Notes

1 This typifies Habermas' attempt to integrate philosophy and the empirical social sciences in order to give a critical-interpretative renewal to the latter. The lifeworld is a concept that comes from phenomenology. Husserl meant by the term the realm of ordinary consciousness that makes scientific knowledge possible, though in Habermas' linguistic framework it becomes the realm of non-coercive (in principle) communication. The notion of system is borrowed from Luhmann's systems theory to refer to self-regulating, cybernetic organizations that are indispensable to the management of complex modern societies.

2 The precursor to bourgeois public opinion on the ``lower'' hand had been the aggregate of common, unreasoned opinion (Habermas, 1989).

3 In a 1992 reply to his critics, Habermas admits he idealized the public sphere in the 1962 / 1989 book by conflating an ideal type with a descriptive historical account. He now admits historical contestation among competing publics, but he nonetheless maintains that the bourgeois public has a monopoly on critical reason (Calhoun, 1992).

4 In her most recent work in this area, Fraser (1993) emphasizes the first three features as well as Habermas' rigid boundary distinctions between civil society and the state. In an earlier piece (Fraser, 1985), she focuses on the fourth feature and Habermas' rigid distinctions between the family and the economy. I have taken the liberty of highlighting those aspects of her critique which dovetail with Habermas' articulation of the public sphere.

5 Rita Felski (1989) has developed a similar notion of a feminist counterpublic, one based on shared gender identity. I find Fraser's understanding more useful, however, because it acknowledges differences among women as well as among feminists at the outset.

6 We might set the dates of university secularization in the United Kingdom between 1719, when Edinburgh created a new chair for civil history, and 1877, when Oxford officially abandoned its religious (Anglican) and celibacy restrictions for fellows (Rudy, 1984).

7 The figures for women faculty have been surprisingly constant over the course of the century. Consider that there were 19% women faculty in 1931.

8 Dorothy Smith (1987) cites Goldberg's empirical study of the evaluation of academic papers, controlled for gender, which showed that those with male names attached were consistently rated higher on a number of criteria, such as writing style and profundity. Sue Basow (1994) also notes that women are judged by a double standard. Unlike men who are only expected to conform to their own gender stereotypes, women are expected to exhibit both stereotypically male behaviour such as competence as well as stereotypically female behaviour like availability and warmth.

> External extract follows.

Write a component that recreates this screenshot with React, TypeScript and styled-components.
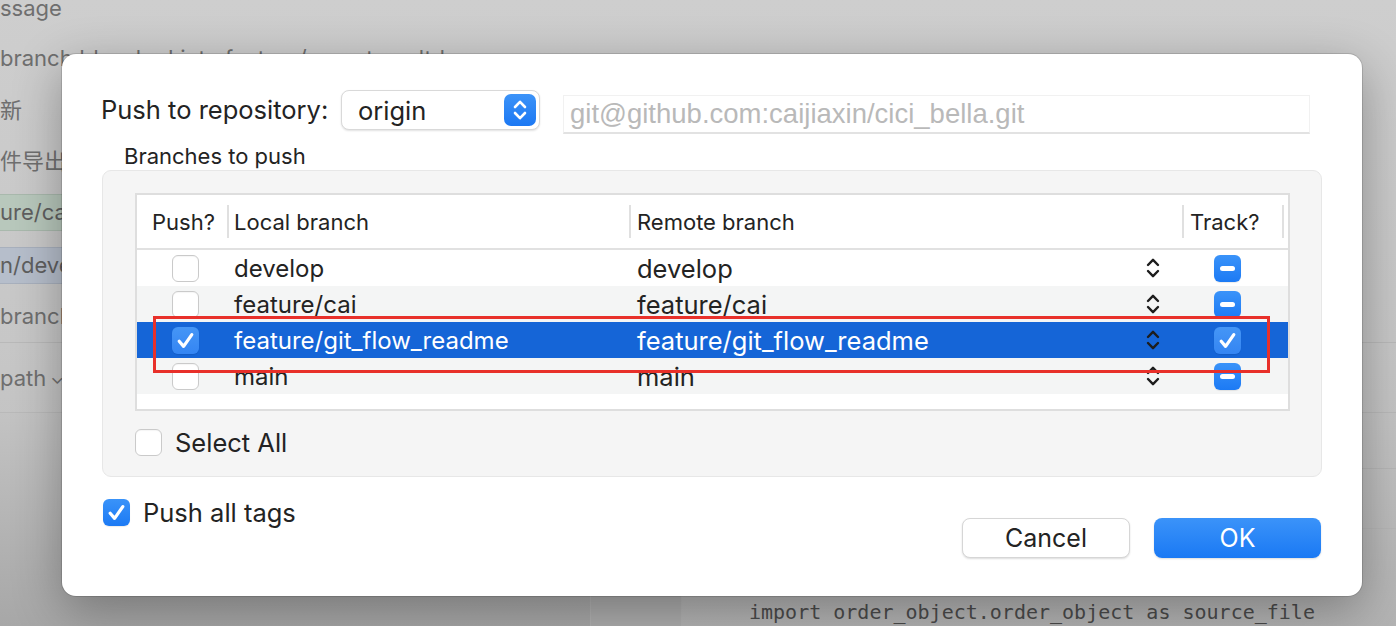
import React from "react";
import styled, { createGlobalStyle } from "styled-components";

const GlobalStyle = createGlobalStyle`
  html, body { margin: 0; padding: 0; }
  body {
    font-family: Inter, "Liberation Sans", "Noto Sans CJK SC", sans-serif;
    background: #c8c8c8;
  }
  * { box-sizing: border-box; }
`;

const Screen = styled.div`
  position: relative;
  width: 1396px;
  height: 626px;
  overflow: hidden;
  background: linear-gradient(180deg, #cecece 0%, #c7c7c7 55%, #bcbcbc 100%);
`;

/* ---------- backdrop (app behind the sheet) ---------- */
const Backdrop = styled.div`
  display: flex;
  flex-direction: column;
  width: 100%;
  height: 100%;
`;

const BgRow = styled.div<{ $h: number; $line?: boolean }>`
  flex-shrink: 0;
  height: ${(p) => p.$h}px;
  display: flex;
  align-items: center;
  border-bottom: ${(p) => (p.$line ? "1px solid #b9b9b9" : "none")};
  font-family: Inter, "Noto Sans CJK SC", sans-serif;
  font-size: 22px;
  color: #6f6f6f;
  white-space: nowrap;
`;

const TopBgRow = styled(BgRow)`
  align-items: flex-start;
  padding-top: 1px;
  line-height: 14px;
`;

const BgTag = styled.span<{ $tone: "green" | "blue" }>`
  display: flex;
  align-items: center;
  height: 37px;
  width: 220px;
  background: ${(p) => (p.$tone === "green" ? "#b8c8bc" : "#b6becb")};
  border-top: 1px solid ${(p) => (p.$tone === "green" ? "#a9b9ad" : "#a8b0bd")};
  border-bottom: 1px solid ${(p) => (p.$tone === "green" ? "#a9b9ad" : "#a8b0bd")};
  color: #5f5f5f;
`;

const Chevron = styled.span`
  font-size: 18px;
  margin-left: 4px;
`;

const LowerArea = styled.div`
  flex: 1;
  display: flex;
`;

const LeftPane = styled.div`
  width: 591px;
  border-right: 1px solid #b3b3b3;
  background: linear-gradient(180deg, #c3c3c3, #a7a7a7);
`;

const MidPane = styled.div`
  width: 91px;
  border-right: 1px solid #b3b3b3;
  background: #adadad;
`;

const RightPane = styled.div`
  flex: 1;
  display: flex;
  flex-direction: column;
  background: linear-gradient(180deg, #c4c4c4, #b3b3b3);
`;

const RightRow = styled.div<{ $h: number }>`
  height: ${(p) => p.$h}px;
  flex-shrink: 0;
  border-bottom: 1px solid #b6b6b6;
`;

const CodeLine = styled.div`
  flex: 1;
  display: flex;
  align-items: flex-end;
  padding: 0 0 1px 67px;
  font-family: "DejaVu Sans Mono", "Liberation Mono", monospace;
  font-size: 20px;
  line-height: 26px;
  color: #4b4b4b;
  white-space: nowrap;
`;

/* ---------- sheet ---------- */
const Sheet = styled.div`
  position: absolute;
  left: 62px;
  top: 54px;
  width: 1300px;
  height: 542px;
  background: #ffffff;
  border-radius: 14px;
  box-shadow: 0 0 0 1px rgba(0, 0, 0, 0.13), 0 14px 50px rgba(0, 0, 0, 0.32);
  padding: 36px 40px 0 39px;
  display: flex;
  flex-direction: column;
  color: #232323;
`;

const RepoRow = styled.div`
  display: flex;
  align-items: flex-start;
  height: 44px;
`;

const RepoLabel = styled.div`
  width: 240px;
  font-size: 25.5px;
  line-height: 40px;
  color: #232323;
  white-space: nowrap;
`;

const PopUp = styled.div`
  width: 199px;
  height: 40px;
  border-radius: 8px;
  background: #fff;
  border: 1px solid #d9d9d9;
  box-shadow: 0 1px 2px rgba(0, 0, 0, 0.12);
  display: flex;
  align-items: center;
  justify-content: space-between;
  padding: 0 3px 0 16px;
  font-size: 25.5px;
  color: #232323;
`;

const PopUpStepper = styled.div`
  width: 32px;
  height: 32px;
  border-radius: 7px;
  background: linear-gradient(180deg, #3c93f8 0%, #1c78f3 100%);
  display: flex;
  align-items: center;
  justify-content: center;
`;

const UrlField = styled.div`
  margin: 5px 0 0 23px;
  width: 747px;
  height: 39px;
  border: 1px solid #f1f1f1;
  border-bottom: 2px solid #e2e2e2;
  background: #fff;
  display: flex;
  align-items: center;
  padding-left: 6px;
  font-family: "Liberation Sans", Arial, sans-serif;
  font-size: 27.5px;
  color: #b9b9b9;
  white-space: nowrap;
`;

const GroupLabel = styled.div`
  margin: 10px 0 2px 23px;
  font-size: 22px;
  line-height: 24px;
  color: #232323;
`;

const GroupBox = styled.div`
  margin-left: 1px;
  height: 307px;
  border-radius: 9px;
  background: #f5f5f5;
  border: 1px solid #e7e7e7;
  padding: 22px 31px 0 32px;
  display: flex;
  flex-direction: column;
`;

const Table = styled.div`
  height: 218px;
  border: 2px solid #dedede;
  background: #fff;
  display: flex;
  flex-direction: column;
`;

const Cols = "90px 402px 553px 102px";

const HeaderRow = styled.div`
  display: grid;
  grid-template-columns: ${Cols};
  height: 55px;
  border-bottom: 2px solid #e1e1e1;
  align-items: center;
  font-size: 22px;
  color: #232323;
`;

const HeaderCell = styled.div<{ $pad: number }>`
  display: flex;
  align-items: center;
  height: 100%;
  white-space: nowrap;
  gap: ${(p) => p.$pad}px;
`;

const FirstHeaderCell = styled(HeaderCell)`
  padding-left: 15px;
`;

const HeaderSep = styled.span`
  width: 2px;
  height: 33px;
  background: #e0e0e0;
  flex-shrink: 0;
`;

const Spacer = styled.span`
  flex: 1;
`;

const BodyRow = styled.div<{ $tone: "white" | "alt" | "sel" }>`
  display: grid;
  grid-template-columns: ${Cols};
  height: 36px;
  align-items: center;
  background: ${(p) =>
    p.$tone === "sel" ? "#1565d7" : p.$tone === "alt" ? "#f4f5f5" : "#ffffff"};
  color: ${(p) => (p.$tone === "sel" ? "#ffffff" : "#232323")};
  font-size: 24px;
  white-space: nowrap;
`;

const PushCell = styled.div`
  display: flex;
  align-items: center;
  padding-left: 35px;
`;

const TextCell = styled.div<{ $pad: number }>`
  display: flex;
  align-items: center;
  padding-left: ${(p) => p.$pad}px;
`;

const RemoteCell = styled.div`
  display: flex;
  align-items: center;
  justify-content: space-between;
  padding: 0 22px 0 8px;
  font-size: 25.5px;
`;

const TrackCell = styled.div`
  display: flex;
  align-items: center;
  padding-left: 32px;
`;

const Box = styled.span<{ $kind: "off" | "on" | "mixed"; $onSel?: boolean }>`
  width: 27px;
  height: 27px;
  flex-shrink: 0;
  border-radius: 6px;
  display: flex;
  align-items: center;
  justify-content: center;
  background: ${(p) =>
    p.$kind === "off"
      ? "#ffffff"
      : p.$onSel
      ? "linear-gradient(180deg, #4596f6 0%, #3485f3 100%)"
      : "linear-gradient(180deg, #3a93f9 0%, #1c7af4 100%)"};
  border: ${(p) => (p.$kind === "off" ? "1px solid #cacaca" : "none")};
  box-shadow: ${(p) =>
    p.$kind === "off" ? "inset 0 1px 1px rgba(0,0,0,0.04)" : "0 1px 1px rgba(0,0,0,0.08)"};
`;

const MinusBar = styled.span`
  width: 15px;
  height: 5px;
  border-radius: 3px;
  background: #ffffff;
`;

const SelectAllRow = styled.label`
  display: flex;
  align-items: center;
  gap: 13px;
  margin-top: 16px;
  font-size: 25.5px;
  color: #232323;
`;

const Footer = styled.div`
  display: flex;
  align-items: flex-start;
  justify-content: space-between;
  padding: 0 1px 0 2px;
`;

const TagsOption = styled.label`
  display: flex;
  align-items: center;
  gap: 13px;
  margin-top: 20px;
  font-size: 25.5px;
  color: #232323;
`;

const Buttons = styled.div`
  display: flex;
  gap: 24px;
  margin-top: 41px;
`;

const Button = styled.button<{ $primary?: boolean }>`
  width: ${(p) => (p.$primary ? 167 : 168)}px;
  height: 40px;
  border-radius: 8px;
  font-family: Inter, "Liberation Sans", sans-serif;
  font-size: 25px;
  cursor: default;
  color: ${(p) => (p.$primary ? "#ffffff" : "#232323")};
  background: ${(p) =>
    p.$primary ? "linear-gradient(180deg, #3b93f9 0%, #1a79f4 100%)" : "#ffffff"};
  border: ${(p) => (p.$primary ? "none" : "1px solid #d6d6d6")};
  box-shadow: 0 1px 2px rgba(0, 0, 0, 0.14);
`;

const Annotation = styled.div`
  position: absolute;
  left: 153px;
  top: 316px;
  width: 1117px;
  height: 57px;
  border: 3px solid #e8302a;
  pointer-events: none;
`;

/* ---------- icons ---------- */
const Check = ({ size = 27 }: { size?: number }) => (
  <svg width={size} height={size} viewBox="0 0 27 27">
    <path
      d="M7.2 14.2 L11.6 19.4 L19.8 7.6"
      fill="none"
      stroke="#ffffff"
      strokeWidth={3.2}
      strokeLinecap="round"
      strokeLinejoin="round"
    />
  </svg>
);

const UpDown = ({ color, w, h, sw }: { color: string; w: number; h: number; sw: number }) => (
  <svg width={w} height={h} viewBox="0 0 14 22">
    <path
      d="M2 8 L7 2.8 L12 8 M2 14 L7 19.2 L12 14"
      fill="none"
      stroke={color}
      strokeWidth={sw}
      strokeLinecap="round"
      strokeLinejoin="round"
    />
  </svg>
);

type Branch = {
  local: string;
  remote: string;
  push: boolean;
  track: "mixed" | "on";
  tone: "white" | "alt" | "sel";
};

const branches: Branch[] = [
  { local: "develop", remote: "develop", push: false, track: "mixed", tone: "white" },
  { local: "feature/cai", remote: "feature/cai", push: false, track: "mixed", tone: "alt" },
  {
    local: "feature/git_flow_readme",
    remote: "feature/git_flow_readme",
    push: true,
    track: "on",
    tone: "sel",
  },
  { local: "main", remote: "main", push: false, track: "mixed", tone: "alt" },
];

export default function App() {
  return (
    <>
      <GlobalStyle />
      <Screen>
        <Backdrop>
          <TopBgRow $h={32}>ssage</TopBgRow>
          <BgRow $h={51}>branch 'develop' into feature/exportresultdoc</BgRow>
          <BgRow $h={50}>新</BgRow>
          <BgRow $h={51}>件导出功能</BgRow>
          <BgRow $h={56}>
            <BgTag $tone="green">ure/cai</BgTag>
          </BgRow>
          <BgRow $h={50}>
            <BgTag $tone="blue">n/develop</BgTag>
          </BgRow>
          <BgRow $h={53} $line>branch</BgRow>
          <BgRow $h={70} $line>
            path<Chevron>⌄</Chevron>
          </BgRow>
          <LowerArea>
            <LeftPane />
            <MidPane />
            <RightPane>
              <RightRow $h={56} />
              <RightRow $h={60} />
              <CodeLine>import order_object.order_object as source_file</CodeLine>
            </RightPane>
          </LowerArea>
        </Backdrop>

        <Sheet>
          <RepoRow>
            <RepoLabel>Push to repository:</RepoLabel>
            <PopUp>
              <span>origin</span>
              <PopUpStepper>
                <UpDown color="#ffffff" w={14} h={24} sw={2.6} />
              </PopUpStepper>
            </PopUp>
            <UrlField>git@github.com:caijiaxin/cici_bella.git</UrlField>
          </RepoRow>

          <GroupLabel>Branches to push</GroupLabel>
          <GroupBox>
            <Table>
              <HeaderRow>
                <FirstHeaderCell $pad={0}>Push?</FirstHeaderCell>
                <HeaderCell $pad={5}>
                  <HeaderSep />
                  Local branch
                </HeaderCell>
                <HeaderCell $pad={6}>
                  <HeaderSep />
                  Remote branch
                </HeaderCell>
                <HeaderCell $pad={6}>
                  <HeaderSep />
                  Track?
                  <Spacer />
                  <HeaderSep />
                </HeaderCell>
              </HeaderRow>
              {branches.map((b) => {
                const sel = b.tone === "sel";
                return (
                  <BodyRow key={b.local} $tone={b.tone}>
                    <PushCell>
                      <Box $kind={b.push ? "on" : "off"} $onSel={sel}>
                        {b.push && <Check />}
                      </Box>
                    </PushCell>
                    <TextCell $pad={7}>{b.local}</TextCell>
                    <RemoteCell>
                      <span>{b.remote}</span>
                      <UpDown color="#1d1d1d" w={14} h={22} sw={2.4} />
                    </RemoteCell>
                    <TrackCell>
                      <Box $kind={b.track === "on" ? "on" : "mixed"} $onSel={sel}>
                        {b.track === "on" ? <Check /> : <MinusBar />}
                      </Box>
                    </TrackCell>
                  </BodyRow>
                );
              })}
            </Table>
            <SelectAllRow>
              <Box $kind="off" />
              Select All
            </SelectAllRow>
          </GroupBox>

          <Footer>
            <TagsOption>
              <Box $kind="on">
                <Check />
              </Box>
              Push all tags
            </TagsOption>
            <Buttons>
              <Button>Cancel</Button>
              <Button $primary>OK</Button>
            </Buttons>
          </Footer>
        </Sheet>

        <Annotation />
      </Screen>
    </>
  );
}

9 Searle (1993) actually applies the term ``defender'' more narrowly to those on the political right who stick by the established canons while he himself wants to admit more ``quality'' works by women and other status minorities. He thus positions himself as a middle path between the right and the left. But when he comes to actually naming quality works, they are not only from the existing European canon, they are Anglo-American: Joyce and Hemingway. D'Souza (1991) adopts a similar rhetorical strategy when he positions himself as the middle path between bigots on the one hand and supporters of ``reverse discrimination'' on the other.